> Task statement
Can you transcribe every line exactly and leave the pictures behind?

start Source excerpt

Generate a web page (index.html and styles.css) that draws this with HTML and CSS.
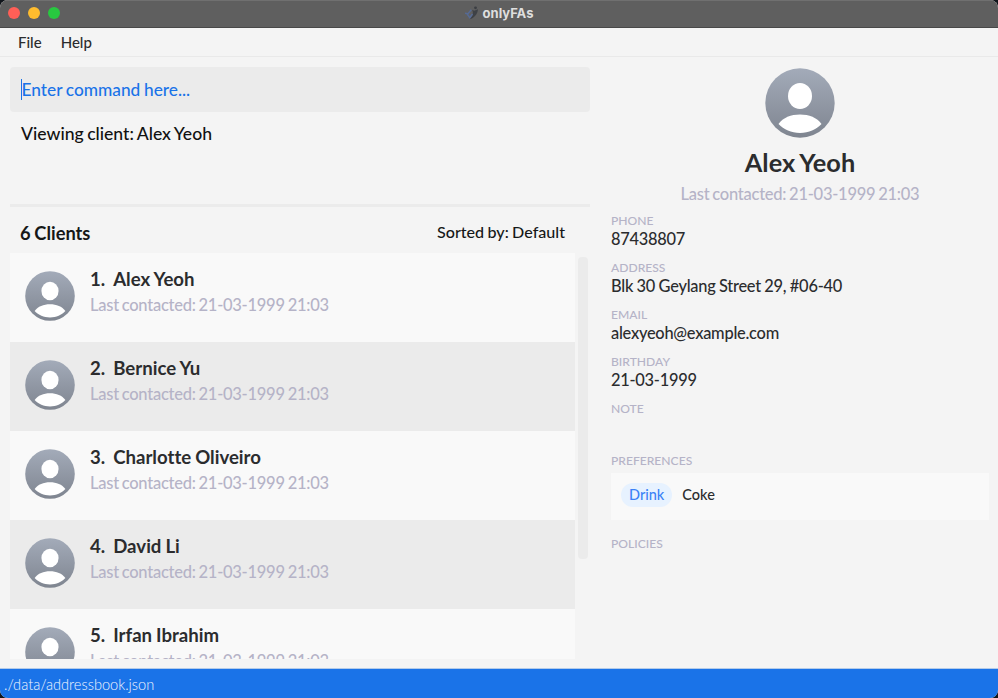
FILE: index.html
```html
<!DOCTYPE html>
<html lang="en">
<head>
<meta charset="utf-8">
<title>onlyFAs</title>
<link rel="stylesheet" href="styles.css">
</head>
<body>
<svg class="defs" width="0" height="0" aria-hidden="true">
  <defs>
    <linearGradient id="shade" x1="0" y1="0" x2="0" y2="1"><stop offset="0" stop-color="#a3abb9"/><stop offset="1" stop-color="#7f8590"/></linearGradient>
    <symbol id="person" viewBox="0 0 70 70">
      <circle cx="35" cy="35" r="34.700" fill="url(#shade)"/>
      <ellipse cx="35" cy="28" rx="12" ry="13" fill="#fff"/>
      <path d="M13.500 56C18 49.500 26 46.500 35 46.500S52 49.500 56.500 56C51 61.500 44 65 35 65S19 61.500 13.500 56Z" fill="#fff"/>
    </symbol>
  </defs>
</svg>
<div class="window">
  <header class="titlebar">
    <div class="lights"><i class="red"></i><i class="yellow"></i><i class="green"></i></div>
    <div class="title">
      <svg width="14" height="14" viewBox="0 0 14 14"><circle cx="10.500" cy="1.800" r="1.400" fill="#3b3e43"/><path d="M7 3.800 9.200 4.800 13 3.200C12.500 8 9.500 12 4.500 13.300 7.500 10.500 9 7.500 7 3.800Z" fill="#3e4146"/><path d="M0 7.200 3 7.800 6.300 3.800M2 7.800 4.800 11.800 7.500 8" fill="none" stroke="#566a94" stroke-width="1.500"/></svg>
      <span>onlyFAs</span>
    </div>
  </header>
  <nav class="menu"><span>File</span><span>Help</span></nav>
  <main>
    <section class="left">
      <div class="command"><span class="caret"></span><span>Enter command here...</span></div>
      <div class="result">Viewing client: Alex Yeoh</div>
      <div class="list-head"><b>6 Clients</b><span>Sorted by: Default</span></div>
      <div class="list-area">
        <div class="list">
          <article><svg><use href="#person"/></svg><div><h2><span>1.</span><span>Alex Yeoh</span></h2><p>Last contacted: 21-03-1999 21:03</p></div></article>
          <article><svg><use href="#person"/></svg><div><h2><span>2.</span><span>Bernice Yu</span></h2><p>Last contacted: 21-03-1999 21:03</p></div></article>
          <article><svg><use href="#person"/></svg><div><h2><span>3.</span><span>Charlotte Oliveiro</span></h2><p>Last contacted: 21-03-1999 21:03</p></div></article>
          <article><svg><use href="#person"/></svg><div><h2><span>4.</span><span>David Li</span></h2><p>Last contacted: 21-03-1999 21:03</p></div></article>
          <article><svg><use href="#person"/></svg><div><h2><span>5.</span><span>Irfan Ibrahim</span></h2><p>Last contacted: 21-03-1999 21:03</p></div></article>
        </div>
        <div class="thumb"></div>
      </div>
    </section>
    <section class="details">
      <div class="profile">
        <svg><use href="#person"/></svg>
        <h1>Alex Yeoh</h1>
        <p>Last contacted: 21-03-1999 21:03</p>
      </div>
      <dl>
        <div><dt>PHONE</dt><dd>87438807</dd></div>
        <div><dt>ADDRESS</dt><dd>Blk 30 Geylang Street 29, #06-40</dd></div>
        <div><dt>EMAIL</dt><dd>alexyeoh@example.com</dd></div>
        <div><dt>BIRTHDAY</dt><dd>21-03-1999</dd></div>
        <div class="note"><dt>NOTE</dt><dd></dd></div>
        <div class="prefs"><dt>PREFERENCES</dt><dd><span class="tag">Drink</span><span>Coke</span></dd></div>
        <div><dt>POLICIES</dt><dd></dd></div>
      </dl>
    </section>
  </main>
  <footer>./data/addressbook.json</footer>
</div>
</body>
</html>
```
FILE: styles.css
```css
* { box-sizing: border-box; margin: 0; padding: 0; }
body { width: 998px; height: 698px; overflow: hidden; background: #10151b; font-family: Lato, sans-serif; font-weight: 500; font-variant-ligatures: none; color: #2b2c2e; }
.defs { position: absolute; }
svg { display: block; flex: none; }
.window { height: 698px; display: flex; flex-direction: column; background: #f4f4f4; border-radius: 8px; overflow: hidden; }
.titlebar { height: 28px; flex: none; display: grid; grid-template-columns: 1fr auto 1fr; background: #5f5f5f; border-bottom: 1px solid #484848; box-shadow: inset 0 1px #707070; }
.lights { display: flex; gap: 8px; padding: 7px 0 0 8px; }
.lights i { width: 12px; height: 12px; border-radius: 50%; }
.red { background: #ff5f57; }
.yellow { background: #febc2e; }
.green { background: #28c840; }
.title { display: flex; align-items: center; gap: 4px; height: 26px; font: 700 13px/26px Inter, sans-serif; color: #dedede; }
.menu { height: 29px; flex: none; display: flex; gap: 19px; padding-left: 18px; border-bottom: 1px solid #e9e9e9; font-size: 15px; line-height: 29px; }
main { flex: 1; min-height: 0; display: flex; }
.left { width: 580px; margin: 10px 0 0 10px; display: flex; flex-direction: column; }
.command { height: 45px; flex: none; display: flex; align-items: center; padding-left: 11px; border-radius: 4px; background: #ebebeb; color: #1a73e8; font-size: 17.3px; word-spacing: -.7px; }
.caret { width: 1px; height: 21px; margin-right: -.5px; background: #1a73e8; }
.result { height: 95px; flex: none; padding: 11px; border-bottom: 3px solid #ebebeb; font-size: 17.6px; line-height: 21px; word-spacing: -1px; color: #111; }
.list-head { height: 46px; flex: none; display: flex; justify-content: space-between; padding: 0 25px 0 10px; font-size: 16.1px; line-height: 50px; word-spacing: -.7px; color: #161818; }
.list-head b { font-size: 18.3px; line-height: 53px; }
.list-area { height: 406px; display: flex; gap: 3px; }
.list { width: 565px; overflow: hidden; }
article { height: 89px; display: flex; gap: 15px; padding: 18px 15px; background: #f9f9f9; }
article:nth-child(even) { background: #ebebeb; }
article svg { width: 50px; height: 50px; }
h2 { display: flex; gap: 8px; margin-top: -4px; font-size: 18.6px; font-weight: 700; line-height: 24px; word-spacing: -.5px; }
p { margin-top: 1px; font-size: 16.5px; line-height: 26px; letter-spacing: -.26px; word-spacing: -1px; color: #b5b3c7; }
.thumb { width: 10px; height: 302px; margin-top: 4px; border-radius: 4px; background: #ebebeb; }
.details { width: 378px; margin: 11px 9px 0 21px; }
.profile { display: flex; flex-direction: column; align-items: center; }
.profile svg { width: 70px; height: 70px; }
h1 { margin-top: 8px; font-size: 25.3px; font-weight: 700; line-height: 32px; word-spacing: -1px; }
.profile p { margin-top: 3px; line-height: 26px; }
dl { margin-top: 6px; }
dl > div { height: 47px; }
dt { font-size: 12.1px; line-height: 15px; color: #b5b3c7; }
dd { font-size: 16.4px; line-height: 22px; letter-spacing: -.25px; word-spacing: -.4px; }
dl .note { height: 52px; }
dl .prefs { height: 83px; }
.prefs dd { height: 47px; margin-top: 5px; padding: 10px; display: flex; gap: 10px; background: #f9f9f9; font-size: 14.5px; line-height: 24px; letter-spacing: 0; }
.tag { height: 24px; padding: 0 8px; border-radius: 12px; background: #e7f2ff; color: #3b82f6; }
footer { height: 30px; flex: none; padding-left: 4px; background: #1a73e8; border-top: 1px solid #b3cbe9; color: #f0f6ff; font-size: 14.6px; font-weight: 300; line-height: 31px; }
```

end Source excerpt

> Correct response
Generate a web page (index.html and styles.css) that draws this with HTML and CSS.
FILE: index.html
```html
<!DOCTYPE html>
<html lang="en">
<head>
<meta charset="utf-8">
<title>onlyFAs</title>
<link rel="stylesheet" href="styles.css">
</head>
<body>
<svg class="defs" width="0" height="0" aria-hidden="true">
  <defs>
    <linearGradient id="shade" x1="0" y1="0" x2="0" y2="1"><stop offset="0" stop-color="#a3abb9"/><stop offset="1" stop-color="#7f8590"/></linearGradient>
    <symbol id="person" viewBox="0 0 70 70">
      <circle cx="35" cy="35" r="34.700" fill="url(#shade)"/>
      <ellipse cx="35" cy="28" rx="12" ry="13" fill="#fff"/>
      <path d="M13.500 56C18 49.500 26 46.500 35 46.500S52 49.500 56.500 56C51 61.500 44 65 35 65S19 61.500 13.500 56Z" fill="#fff"/>
    </symbol>
  </defs>
</svg>
<div class="window">
  <header class="titlebar">
    <div class="lights"><i class="red"></i><i class="yellow"></i><i class="green"></i></div>
    <div class="title">
      <svg width="14" height="14" viewBox="0 0 14 14"><circle cx="10.500" cy="1.800" r="1.400" fill="#3b3e43"/><path d="M7 3.800 9.200 4.800 13 3.200C12.500 8 9.500 12 4.500 13.300 7.500 10.500 9 7.500 7 3.800Z" fill="#3e4146"/><path d="M0 7.200 3 7.800 6.300 3.800M2 7.800 4.800 11.800 7.500 8" fill="none" stroke="#566a94" stroke-width="1.500"/></svg>
      <span>onlyFAs</span>
    </div>
  </header>
  <nav class="menu"><span>File</span><span>Help</span></nav>
  <main>
    <section class="left">
      <div class="command"><span class="caret"></span><span>Enter command here...</span></div>
      <div class="result">Viewing client: Alex Yeoh</div>
      <div class="list-head"><b>6 Clients</b><span>Sorted by: Default</span></div>
      <div class="list-area">
        <div class="list">
          <article><svg><use href="#person"/></svg><div><h2><span>1.</span><span>Alex Yeoh</span></h2><p>Last contacted: 21-03-1999 21:03</p></div></article>
          <article><svg><use href="#person"/></svg><div><h2><span>2.</span><span>Bernice Yu</span></h2><p>Last contacted: 21-03-1999 21:03</p></div></article>
          <article><svg><use href="#person"/></svg><div><h2><span>3.</span><span>Charlotte Oliveiro</span></h2><p>Last contacted: 21-03-1999 21:03</p></div></article>
          <article><svg><use href="#person"/></svg><div><h2><span>4.</span><span>David Li</span></h2><p>Last contacted: 21-03-1999 21:03</p></div></article>
          <article><svg><use href="#person"/></svg><div><h2><span>5.</span><span>Irfan Ibrahim</span></h2><p>Last contacted: 21-03-1999 21:03</p></div></article>
        </div>
        <div class="thumb"></div>
      </div>
    </section>
    <section class="details">
      <div class="profile">
        <svg><use href="#person"/></svg>
        <h1>Alex Yeoh</h1>
        <p>Last contacted: 21-03-1999 21:03</p>
      </div>
      <dl>
        <div><dt>PHONE</dt><dd>87438807</dd></div>
        <div><dt>ADDRESS</dt><dd>Blk 30 Geylang Street 29, #06-40</dd></div>
        <div><dt>EMAIL</dt><dd>alexyeoh@example.com</dd></div>
        <div><dt>BIRTHDAY</dt><dd>21-03-1999</dd></div>
        <div class="note"><dt>NOTE</dt><dd></dd></div>
        <div class="prefs"><dt>PREFERENCES</dt><dd><span class="tag">Drink</span><span>Coke</span></dd></div>
        <div><dt>POLICIES</dt><dd></dd></div>
      </dl>
    </section>
  </main>
  <footer>./data/addressbook.json</footer>
</div>
</body>
</html>
```
FILE: styles.css
```css
* { box-sizing: border-box; margin: 0; padding: 0; }
body { width: 998px; height: 698px; overflow: hidden; background: #10151b; font-family: Lato, sans-serif; font-weight: 500; font-variant-ligatures: none; color: #2b2c2e; }
.defs { position: absolute; }
svg { display: block; flex: none; }
.window { height: 698px; display: flex; flex-direction: column; background: #f4f4f4; border-radius: 8px; overflow: hidden; }
.titlebar { height: 28px; flex: none; display: grid; grid-template-columns: 1fr auto 1fr; background: #5f5f5f; border-bottom: 1px solid #484848; box-shadow: inset 0 1px #707070; }
.lights { display: flex; gap: 8px; padding: 7px 0 0 8px; }
.lights i { width: 12px; height: 12px; border-radius: 50%; }
.red { background: #ff5f57; }
.yellow { background: #febc2e; }
.green { background: #28c840; }
.title { display: flex; align-items: center; gap: 4px; height: 26px; font: 700 13px/26px Inter, sans-serif; color: #dedede; }
.menu { height: 29px; flex: none; display: flex; gap: 19px; padding-left: 18px; border-bottom: 1px solid #e9e9e9; font-size: 15px; line-height: 29px; }
main { flex: 1; min-height: 0; display: flex; }
.left { width: 580px; margin: 10px 0 0 10px; display: flex; flex-direction: column; }
.command { height: 45px; flex: none; display: flex; align-items: center; padding-left: 11px; border-radius: 4px; background: #ebebeb; color: #1a73e8; font-size: 17.3px; word-spacing: -.7px; }
.caret { width: 1px; height: 21px; margin-right: -.5px; background: #1a73e8; }
.result { height: 95px; flex: none; padding: 11px; border-bottom: 3px solid #ebebeb; font-size: 17.6px; line-height: 21px; word-spacing: -1px; color: #111; }
.list-head { height: 46px; flex: none; display: flex; justify-content: space-between; padding: 0 25px 0 10px; font-size: 16.1px; line-height: 50px; word-spacing: -.7px; color: #161818; }
.list-head b { font-size: 18.3px; line-height: 53px; }
.list-area { height: 406px; display: flex; gap: 3px; }
.list { width: 565px; overflow: hidden; }
article { height: 89px; display: flex; gap: 15px; padding: 18px 15px; background: #f9f9f9; }
article:nth-child(even) { background: #ebebeb; }
article svg { width: 50px; height: 50px; }
h2 { display: flex; gap: 8px; margin-top: -4px; font-size: 18.6px; font-weight: 700; line-height: 24px; word-spacing: -.5px; }
p { margin-top: 1px; font-size: 16.5px; line-height: 26px; letter-spacing: -.26px; word-spacing: -1px; color: #b5b3c7; }
.thumb { width: 10px; height: 302px; margin-top: 4px; border-radius: 4px; background: #ebebeb; }
.details { width: 378px; margin: 11px 9px 0 21px; }
.profile { display: flex; flex-direction: column; align-items: center; }
.profile svg { width: 70px; height: 70px; }
h1 { margin-top: 8px; font-size: 25.3px; font-weight: 700; line-height: 32px; word-spacing: -1px; }
.profile p { margin-top: 3px; line-height: 26px; }
dl { margin-top: 6px; }
dl > div { height: 47px; }
dt { font-size: 12.1px; line-height: 15px; color: #b5b3c7; }
dd { font-size: 16.4px; line-height: 22px; letter-spacing: -.25px; word-spacing: -.4px; }
dl .note { height: 52px; }
dl .prefs { height: 83px; }
.prefs dd { height: 47px; margin-top: 5px; padding: 10px; display: flex; gap: 10px; background: #f9f9f9; font-size: 14.5px; line-height: 24px; letter-spacing: 0; }
.tag { height: 24px; padding: 0 8px; border-radius: 12px; background: #e7f2ff; color: #3b82f6; }
footer { height: 30px; flex: none; padding-left: 4px; background: #1a73e8; border-top: 1px solid #b3cbe9; color: #f0f6ff; font-size: 14.6px; font-weight: 300; line-height: 31px; }
```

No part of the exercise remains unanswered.